(Front-end source files)
• • • •
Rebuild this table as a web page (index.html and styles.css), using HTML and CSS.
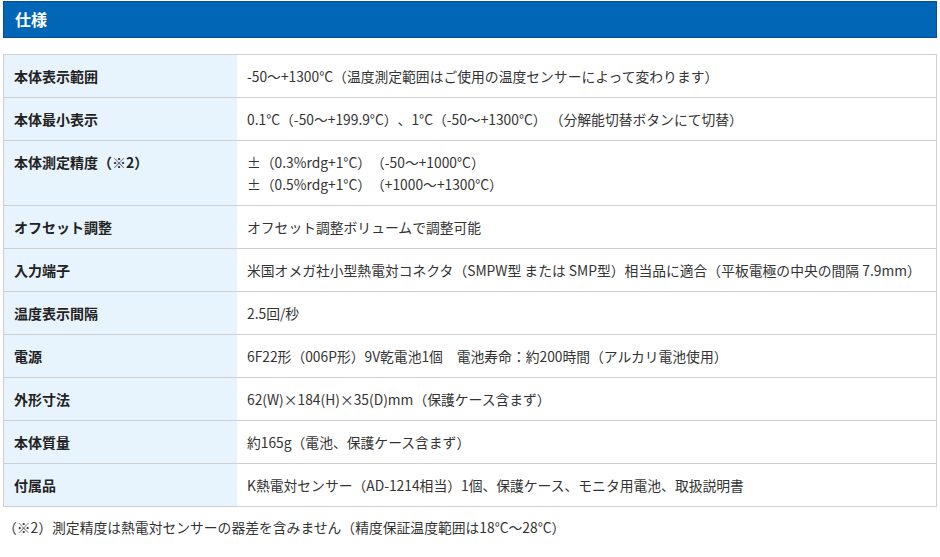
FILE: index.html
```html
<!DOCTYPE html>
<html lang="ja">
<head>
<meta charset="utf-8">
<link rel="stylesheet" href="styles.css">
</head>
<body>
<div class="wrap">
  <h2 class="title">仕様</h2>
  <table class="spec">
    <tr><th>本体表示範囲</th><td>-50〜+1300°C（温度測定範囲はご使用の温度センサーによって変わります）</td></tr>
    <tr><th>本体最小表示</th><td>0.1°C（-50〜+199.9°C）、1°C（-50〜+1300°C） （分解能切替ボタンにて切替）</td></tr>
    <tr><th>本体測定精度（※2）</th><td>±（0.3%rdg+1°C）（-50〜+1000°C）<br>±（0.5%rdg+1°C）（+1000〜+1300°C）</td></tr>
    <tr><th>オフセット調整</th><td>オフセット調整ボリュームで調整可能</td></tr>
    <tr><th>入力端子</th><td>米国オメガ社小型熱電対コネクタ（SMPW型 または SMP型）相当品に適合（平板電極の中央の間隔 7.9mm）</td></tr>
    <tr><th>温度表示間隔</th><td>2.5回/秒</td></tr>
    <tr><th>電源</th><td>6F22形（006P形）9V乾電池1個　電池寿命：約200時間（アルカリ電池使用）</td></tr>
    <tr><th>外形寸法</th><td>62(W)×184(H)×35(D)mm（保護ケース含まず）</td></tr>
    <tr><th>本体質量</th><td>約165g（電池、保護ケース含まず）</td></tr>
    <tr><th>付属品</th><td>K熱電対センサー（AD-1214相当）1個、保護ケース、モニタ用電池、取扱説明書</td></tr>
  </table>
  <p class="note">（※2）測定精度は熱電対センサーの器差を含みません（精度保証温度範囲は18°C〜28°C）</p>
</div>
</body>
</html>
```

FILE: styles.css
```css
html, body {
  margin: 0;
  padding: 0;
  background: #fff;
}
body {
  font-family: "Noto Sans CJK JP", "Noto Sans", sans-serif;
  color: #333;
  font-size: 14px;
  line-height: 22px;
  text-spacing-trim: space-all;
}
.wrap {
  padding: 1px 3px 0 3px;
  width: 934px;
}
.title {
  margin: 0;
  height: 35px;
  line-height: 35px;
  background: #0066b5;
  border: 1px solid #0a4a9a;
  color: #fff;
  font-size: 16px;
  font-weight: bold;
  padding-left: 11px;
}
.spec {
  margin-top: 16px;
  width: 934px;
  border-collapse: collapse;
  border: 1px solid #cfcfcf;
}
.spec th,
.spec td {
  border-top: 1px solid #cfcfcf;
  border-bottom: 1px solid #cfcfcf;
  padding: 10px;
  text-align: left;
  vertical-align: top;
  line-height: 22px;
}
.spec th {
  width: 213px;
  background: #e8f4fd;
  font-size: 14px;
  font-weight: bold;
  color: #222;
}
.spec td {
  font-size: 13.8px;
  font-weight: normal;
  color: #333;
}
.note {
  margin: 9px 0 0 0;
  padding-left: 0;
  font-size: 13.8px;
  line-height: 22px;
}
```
• • • •
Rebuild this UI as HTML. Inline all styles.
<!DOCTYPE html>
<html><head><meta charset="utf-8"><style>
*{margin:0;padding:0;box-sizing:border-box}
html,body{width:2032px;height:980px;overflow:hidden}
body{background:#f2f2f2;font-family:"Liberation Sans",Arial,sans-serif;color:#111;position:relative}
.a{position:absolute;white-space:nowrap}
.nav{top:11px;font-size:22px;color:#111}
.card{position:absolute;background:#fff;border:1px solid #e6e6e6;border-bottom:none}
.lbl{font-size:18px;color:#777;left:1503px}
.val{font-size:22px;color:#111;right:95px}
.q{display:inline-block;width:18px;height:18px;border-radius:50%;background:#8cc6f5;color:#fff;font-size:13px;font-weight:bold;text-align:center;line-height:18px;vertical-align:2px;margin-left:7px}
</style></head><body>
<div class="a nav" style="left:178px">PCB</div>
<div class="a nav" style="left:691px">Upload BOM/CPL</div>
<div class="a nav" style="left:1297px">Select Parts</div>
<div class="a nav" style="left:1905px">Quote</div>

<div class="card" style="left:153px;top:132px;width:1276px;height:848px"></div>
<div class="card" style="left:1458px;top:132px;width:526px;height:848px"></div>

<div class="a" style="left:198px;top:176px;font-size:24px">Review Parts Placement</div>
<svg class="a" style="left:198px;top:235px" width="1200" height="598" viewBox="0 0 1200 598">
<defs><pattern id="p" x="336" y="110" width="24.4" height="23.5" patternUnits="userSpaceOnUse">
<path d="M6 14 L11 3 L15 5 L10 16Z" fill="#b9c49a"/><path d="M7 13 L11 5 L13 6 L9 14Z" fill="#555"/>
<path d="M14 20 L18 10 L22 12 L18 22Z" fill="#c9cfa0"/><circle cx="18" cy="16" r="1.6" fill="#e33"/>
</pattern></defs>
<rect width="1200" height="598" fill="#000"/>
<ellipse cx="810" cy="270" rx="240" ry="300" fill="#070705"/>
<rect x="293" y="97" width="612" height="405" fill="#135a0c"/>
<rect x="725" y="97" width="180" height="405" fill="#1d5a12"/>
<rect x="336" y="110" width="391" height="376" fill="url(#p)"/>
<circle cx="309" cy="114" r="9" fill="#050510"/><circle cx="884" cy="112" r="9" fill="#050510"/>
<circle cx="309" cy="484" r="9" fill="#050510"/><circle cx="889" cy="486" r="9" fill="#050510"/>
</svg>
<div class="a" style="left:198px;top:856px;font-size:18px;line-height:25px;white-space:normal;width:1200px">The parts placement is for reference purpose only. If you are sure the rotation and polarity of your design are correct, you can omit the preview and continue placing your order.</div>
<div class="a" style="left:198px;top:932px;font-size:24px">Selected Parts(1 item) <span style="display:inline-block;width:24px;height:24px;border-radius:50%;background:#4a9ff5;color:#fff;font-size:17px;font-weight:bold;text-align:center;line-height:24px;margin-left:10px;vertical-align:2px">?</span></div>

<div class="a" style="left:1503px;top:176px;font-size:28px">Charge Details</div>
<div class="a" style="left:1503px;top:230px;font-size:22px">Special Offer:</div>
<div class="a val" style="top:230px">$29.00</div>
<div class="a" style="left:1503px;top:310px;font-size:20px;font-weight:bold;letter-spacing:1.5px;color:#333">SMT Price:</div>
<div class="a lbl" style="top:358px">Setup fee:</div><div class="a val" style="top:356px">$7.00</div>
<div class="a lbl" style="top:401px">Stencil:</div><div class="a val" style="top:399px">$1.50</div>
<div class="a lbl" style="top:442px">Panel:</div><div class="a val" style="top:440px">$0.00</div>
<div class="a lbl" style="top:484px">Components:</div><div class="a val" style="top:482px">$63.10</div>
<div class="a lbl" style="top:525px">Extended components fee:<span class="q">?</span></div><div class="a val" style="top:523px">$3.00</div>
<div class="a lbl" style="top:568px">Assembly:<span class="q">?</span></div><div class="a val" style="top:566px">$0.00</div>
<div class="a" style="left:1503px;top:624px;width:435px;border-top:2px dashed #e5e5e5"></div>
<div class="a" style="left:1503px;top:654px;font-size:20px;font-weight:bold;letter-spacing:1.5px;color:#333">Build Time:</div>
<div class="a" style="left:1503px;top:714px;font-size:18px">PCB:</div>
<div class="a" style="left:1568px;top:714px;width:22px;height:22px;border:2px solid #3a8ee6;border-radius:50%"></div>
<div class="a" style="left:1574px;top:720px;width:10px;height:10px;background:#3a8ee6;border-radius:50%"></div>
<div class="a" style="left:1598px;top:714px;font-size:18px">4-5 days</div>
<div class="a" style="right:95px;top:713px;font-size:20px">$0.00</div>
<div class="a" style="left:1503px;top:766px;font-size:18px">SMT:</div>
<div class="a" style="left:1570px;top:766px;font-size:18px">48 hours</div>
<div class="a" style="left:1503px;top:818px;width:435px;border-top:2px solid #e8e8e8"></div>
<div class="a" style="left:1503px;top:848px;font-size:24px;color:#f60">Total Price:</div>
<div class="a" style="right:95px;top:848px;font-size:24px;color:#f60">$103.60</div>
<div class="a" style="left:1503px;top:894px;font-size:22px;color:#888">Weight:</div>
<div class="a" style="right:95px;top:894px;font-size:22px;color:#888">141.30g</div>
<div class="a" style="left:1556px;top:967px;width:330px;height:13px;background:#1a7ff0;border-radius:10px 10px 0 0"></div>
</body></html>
• • • •
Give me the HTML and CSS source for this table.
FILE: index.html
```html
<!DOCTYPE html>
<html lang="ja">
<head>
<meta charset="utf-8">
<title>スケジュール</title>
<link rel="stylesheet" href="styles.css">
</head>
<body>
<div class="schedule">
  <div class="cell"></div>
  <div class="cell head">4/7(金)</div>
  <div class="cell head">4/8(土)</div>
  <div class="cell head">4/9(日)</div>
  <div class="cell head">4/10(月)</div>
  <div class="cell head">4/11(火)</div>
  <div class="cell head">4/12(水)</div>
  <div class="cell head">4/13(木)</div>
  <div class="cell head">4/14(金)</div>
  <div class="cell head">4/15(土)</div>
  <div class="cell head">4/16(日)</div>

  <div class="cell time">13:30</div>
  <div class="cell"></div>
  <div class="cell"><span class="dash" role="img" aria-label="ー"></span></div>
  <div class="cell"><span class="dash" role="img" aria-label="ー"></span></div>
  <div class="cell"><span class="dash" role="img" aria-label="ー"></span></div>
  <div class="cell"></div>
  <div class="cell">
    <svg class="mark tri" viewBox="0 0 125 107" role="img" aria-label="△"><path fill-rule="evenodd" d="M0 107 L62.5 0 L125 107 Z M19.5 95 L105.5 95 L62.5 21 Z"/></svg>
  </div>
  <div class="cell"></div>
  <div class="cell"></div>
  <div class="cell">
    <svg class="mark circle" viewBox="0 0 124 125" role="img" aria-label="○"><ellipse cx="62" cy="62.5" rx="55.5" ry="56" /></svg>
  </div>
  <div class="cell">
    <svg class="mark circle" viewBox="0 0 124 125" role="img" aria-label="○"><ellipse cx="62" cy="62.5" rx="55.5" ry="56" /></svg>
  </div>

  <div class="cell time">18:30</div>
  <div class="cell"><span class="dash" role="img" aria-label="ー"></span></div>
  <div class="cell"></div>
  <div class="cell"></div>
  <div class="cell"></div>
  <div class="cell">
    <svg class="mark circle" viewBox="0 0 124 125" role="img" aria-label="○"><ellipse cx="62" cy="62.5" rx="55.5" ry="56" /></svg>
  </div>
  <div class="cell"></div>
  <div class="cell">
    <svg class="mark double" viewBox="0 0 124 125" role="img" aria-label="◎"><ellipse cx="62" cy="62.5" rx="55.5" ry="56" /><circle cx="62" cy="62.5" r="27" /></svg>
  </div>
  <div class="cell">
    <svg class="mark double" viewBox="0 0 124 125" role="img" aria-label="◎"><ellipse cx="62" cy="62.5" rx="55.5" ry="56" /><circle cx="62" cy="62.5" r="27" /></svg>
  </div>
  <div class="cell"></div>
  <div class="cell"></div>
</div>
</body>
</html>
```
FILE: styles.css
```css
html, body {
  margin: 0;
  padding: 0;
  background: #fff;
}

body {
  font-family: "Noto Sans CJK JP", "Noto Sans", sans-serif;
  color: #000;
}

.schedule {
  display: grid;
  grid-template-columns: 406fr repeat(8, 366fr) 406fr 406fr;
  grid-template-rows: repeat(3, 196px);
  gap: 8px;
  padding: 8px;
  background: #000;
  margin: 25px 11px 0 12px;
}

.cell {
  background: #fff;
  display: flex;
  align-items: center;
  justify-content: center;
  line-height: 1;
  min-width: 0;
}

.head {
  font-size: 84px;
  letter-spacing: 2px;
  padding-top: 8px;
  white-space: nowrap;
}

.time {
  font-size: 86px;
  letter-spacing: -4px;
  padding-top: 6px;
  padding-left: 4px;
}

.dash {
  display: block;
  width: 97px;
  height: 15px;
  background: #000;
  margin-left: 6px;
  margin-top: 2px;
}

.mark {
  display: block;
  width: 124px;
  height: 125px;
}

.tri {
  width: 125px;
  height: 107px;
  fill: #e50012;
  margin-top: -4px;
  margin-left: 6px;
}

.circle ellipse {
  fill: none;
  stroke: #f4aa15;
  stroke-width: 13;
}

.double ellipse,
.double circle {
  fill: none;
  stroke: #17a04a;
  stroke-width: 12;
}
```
• • • •
State how many lines of the data include the word "this", with nothing else.

3